■ **SET EXERCISE**
Your task is to repeat the lines below exactly, excluding any pictures they contain.

■ **RAW DATA**
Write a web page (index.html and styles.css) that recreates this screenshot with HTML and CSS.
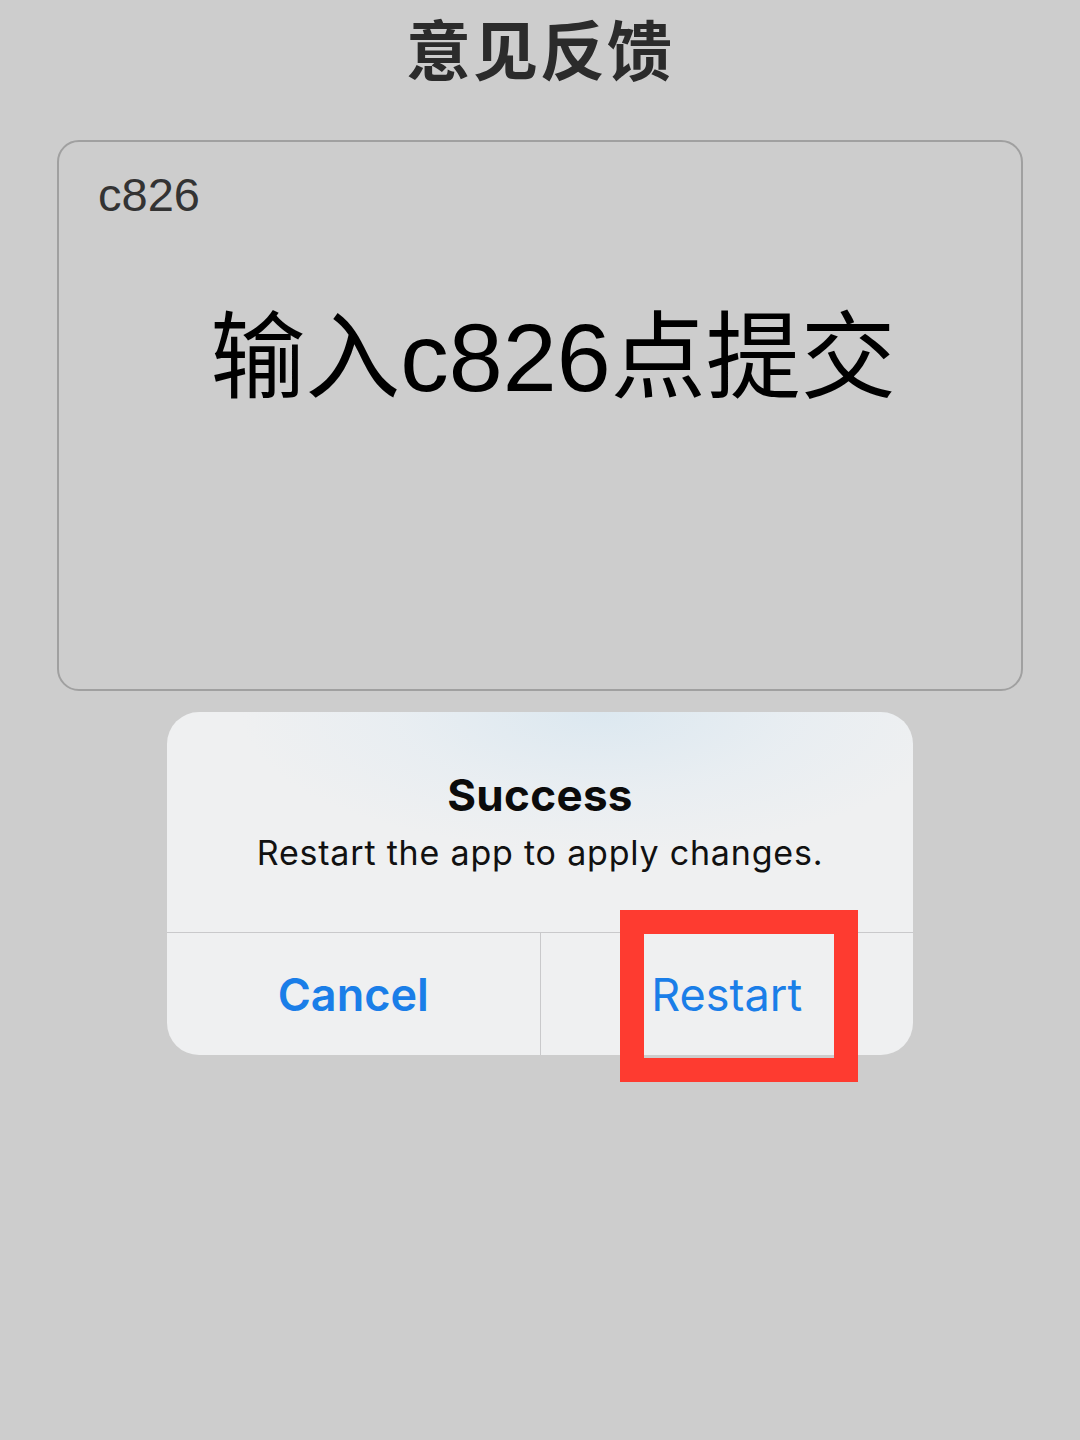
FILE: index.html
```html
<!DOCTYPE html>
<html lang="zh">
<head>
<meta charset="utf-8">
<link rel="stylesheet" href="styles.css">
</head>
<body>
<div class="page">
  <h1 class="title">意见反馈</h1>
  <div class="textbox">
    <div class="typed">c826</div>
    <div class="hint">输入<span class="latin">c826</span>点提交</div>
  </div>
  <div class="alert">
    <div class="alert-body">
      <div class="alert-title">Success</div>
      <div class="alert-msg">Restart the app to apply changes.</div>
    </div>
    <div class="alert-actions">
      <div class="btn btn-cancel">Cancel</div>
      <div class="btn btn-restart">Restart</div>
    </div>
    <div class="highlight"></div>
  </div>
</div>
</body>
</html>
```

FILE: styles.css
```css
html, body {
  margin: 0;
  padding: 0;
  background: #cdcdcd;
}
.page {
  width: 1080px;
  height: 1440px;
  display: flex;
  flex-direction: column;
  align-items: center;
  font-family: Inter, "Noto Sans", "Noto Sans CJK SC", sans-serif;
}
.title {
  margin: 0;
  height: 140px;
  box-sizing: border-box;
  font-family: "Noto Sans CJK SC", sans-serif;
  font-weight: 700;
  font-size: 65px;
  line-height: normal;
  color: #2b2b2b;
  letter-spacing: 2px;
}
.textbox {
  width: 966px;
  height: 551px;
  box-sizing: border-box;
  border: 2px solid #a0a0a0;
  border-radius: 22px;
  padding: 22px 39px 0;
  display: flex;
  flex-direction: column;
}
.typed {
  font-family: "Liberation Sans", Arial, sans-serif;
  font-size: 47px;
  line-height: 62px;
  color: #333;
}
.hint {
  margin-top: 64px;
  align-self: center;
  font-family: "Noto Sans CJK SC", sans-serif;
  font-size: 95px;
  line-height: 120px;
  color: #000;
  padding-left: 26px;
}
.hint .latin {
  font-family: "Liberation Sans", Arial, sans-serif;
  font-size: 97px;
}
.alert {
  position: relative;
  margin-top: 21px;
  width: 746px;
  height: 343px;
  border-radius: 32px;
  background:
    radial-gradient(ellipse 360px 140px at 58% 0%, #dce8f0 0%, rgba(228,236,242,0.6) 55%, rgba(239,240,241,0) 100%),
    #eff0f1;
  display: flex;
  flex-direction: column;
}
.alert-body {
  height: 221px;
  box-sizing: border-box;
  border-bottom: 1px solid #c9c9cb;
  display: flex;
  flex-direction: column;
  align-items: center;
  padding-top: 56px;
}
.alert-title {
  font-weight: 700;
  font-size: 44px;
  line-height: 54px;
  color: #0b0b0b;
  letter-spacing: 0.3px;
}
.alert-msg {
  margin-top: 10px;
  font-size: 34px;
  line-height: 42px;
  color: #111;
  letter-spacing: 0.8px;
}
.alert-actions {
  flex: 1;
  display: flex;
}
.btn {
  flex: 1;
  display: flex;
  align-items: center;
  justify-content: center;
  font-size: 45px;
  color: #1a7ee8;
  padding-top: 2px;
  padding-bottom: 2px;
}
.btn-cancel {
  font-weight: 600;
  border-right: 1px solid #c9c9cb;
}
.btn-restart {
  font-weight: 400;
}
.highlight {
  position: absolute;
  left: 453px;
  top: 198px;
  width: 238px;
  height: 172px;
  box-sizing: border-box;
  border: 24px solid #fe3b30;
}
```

■ **TASK OUTPUT**
Write a web page (index.html and styles.css) that recreates this screenshot with HTML and CSS.
FILE: index.html
```html
<!DOCTYPE html>
<html lang="zh">
<head>
<meta charset="utf-8">
<link rel="stylesheet" href="styles.css">
</head>
<body>
<div class="page">
  <h1 class="title">意见反馈</h1>
  <div class="textbox">
    <div class="typed">c826</div>
    <div class="hint">输入<span class="latin">c826</span>点提交</div>
  </div>
  <div class="alert">
    <div class="alert-body">
      <div class="alert-title">Success</div>
      <div class="alert-msg">Restart the app to apply changes.</div>
    </div>
    <div class="alert-actions">
      <div class="btn btn-cancel">Cancel</div>
      <div class="btn btn-restart">Restart</div>
    </div>
    <div class="highlight"></div>
  </div>
</div>
</body>
</html>
```

FILE: styles.css
```css
html, body {
  margin: 0;
  padding: 0;
  background: #cdcdcd;
}
.page {
  width: 1080px;
  height: 1440px;
  display: flex;
  flex-direction: column;
  align-items: center;
  font-family: Inter, "Noto Sans", "Noto Sans CJK SC", sans-serif;
}
.title {
  margin: 0;
  height: 140px;
  box-sizing: border-box;
  font-family: "Noto Sans CJK SC", sans-serif;
  font-weight: 700;
  font-size: 65px;
  line-height: normal;
  color: #2b2b2b;
  letter-spacing: 2px;
}
.textbox {
  width: 966px;
  height: 551px;
  box-sizing: border-box;
  border: 2px solid #a0a0a0;
  border-radius: 22px;
  padding: 22px 39px 0;
  display: flex;
  flex-direction: column;
}
.typed {
  font-family: "Liberation Sans", Arial, sans-serif;
  font-size: 47px;
  line-height: 62px;
  color: #333;
}
.hint {
  margin-top: 64px;
  align-self: center;
  font-family: "Noto Sans CJK SC", sans-serif;
  font-size: 95px;
  line-height: 120px;
  color: #000;
  padding-left: 26px;
}
.hint .latin {
  font-family: "Liberation Sans", Arial, sans-serif;
  font-size: 97px;
}
.alert {
  position: relative;
  margin-top: 21px;
  width: 746px;
  height: 343px;
  border-radius: 32px;
  background:
    radial-gradient(ellipse 360px 140px at 58% 0%, #dce8f0 0%, rgba(228,236,242,0.6) 55%, rgba(239,240,241,0) 100%),
    #eff0f1;
  display: flex;
  flex-direction: column;
}
.alert-body {
  height: 221px;
  box-sizing: border-box;
  border-bottom: 1px solid #c9c9cb;
  display: flex;
  flex-direction: column;
  align-items: center;
  padding-top: 56px;
}
.alert-title {
  font-weight: 700;
  font-size: 44px;
  line-height: 54px;
  color: #0b0b0b;
  letter-spacing: 0.3px;
}
.alert-msg {
  margin-top: 10px;
  font-size: 34px;
  line-height: 42px;
  color: #111;
  letter-spacing: 0.8px;
}
.alert-actions {
  flex: 1;
  display: flex;
}
.btn {
  flex: 1;
  display: flex;
  align-items: center;
  justify-content: center;
  font-size: 45px;
  color: #1a7ee8;
  padding-top: 2px;
  padding-bottom: 2px;
}
.btn-cancel {
  font-weight: 600;
  border-right: 1px solid #c9c9cb;
}
.btn-restart {
  font-weight: 400;
}
.highlight {
  position: absolute;
  left: 453px;
  top: 198px;
  width: 238px;
  height: 172px;
  box-sizing: border-box;
  border: 24px solid #fe3b30;
}
```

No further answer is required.